着眼点は、版云々でなく、実はほかのところに存在する。
和声・・特に普段は聞こえにくい裏の音まではっきりと出すこと、終始インテンポで通すが決して「淡々とした」でなく、強烈なティンパニの打撃がポイントポイントでオケを引き締めるから、ある種の区切り、新しい次音楽の始まりのような感じが出て来易い。
そしてマルケヴィッチの、「ベートーヴェン第9の真髄は対位法にあり」、といった考え方が強いように感じられる。
どなたかの著述が原因か、いかにも通ぶって、第9終楽章を付け足しの楽章だから、なくてよいとする傾向が、一部のクラシックファンに根強いようだが、ベートーヴェンにとっての「対位法」「フーガ」が、いかに重要な意味を持っているかを無視した暴言のように小生は思っている。
色彩感を強く出すことで定評がある仏オケ、それもラムルー管という非超一流オケを、中低音が充実し、重心の座った高みに上げたことは、マルケヴィッチであるがゆえに、訓練をめぐって相当厳しいものがあったことを推測させ、団員とのアイダに相当の確執があったと思われるが、演奏はそのようなことは微塵も感じられず、仏色を排除しつくして、ラムルー管が独墺のオケに変貌したかのように思うほどであった。

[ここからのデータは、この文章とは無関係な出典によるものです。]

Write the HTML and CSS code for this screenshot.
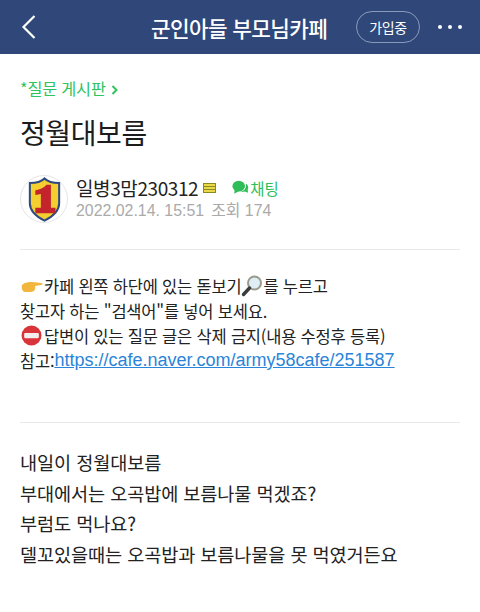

独唱陣は、テナーが頑張りきれてないように思ったが、ほかはかなり良い出来ではないだろうか。
合唱陣も思いのほか良い出来だ。
ロスバウト/カサドシュ盤は、お互いの音楽観を認め合ったところからの、シナジー効果が良く発揮できた、良い演奏である。
マルyケヴィッチのベト9は、ベートーヴェンの「対位法」が、いかに意味性を持つかを、余すところなく表出した演奏で、第9の新しくも根源的な解釈だと思う。
by noanoa1970 | 2011-09-22 22:36 | 徒然の音楽エッセイ | Comments(2)
世の中では、マルケヴィッチはトスカニーニの方にいるような説が広まっていますし、アメリカで助手をしていたというような事を言う人もいます。が、事実ではありません。そもそも、彼は戦前は指揮業をやっていないわけですし、トスカニーニとは一面識もなかったはず。
彼は明瞭なフルトヴェングラー派で、ベルリンとの録音やコンサートも多く、フルトヴェングラーとの間で指揮技術や教育について相当に議論したそうです。彼のリズムのとらえ方はどこかで聞いたと思っていたのですが、気が付くとフルトヴェングラーと共通するのです。インタビューでもフルトヴェングラーへの尊敬を述べています。
フルトヴェングラーの強い影響を受けたものが、即物的であることなどあり得るのでしょうか。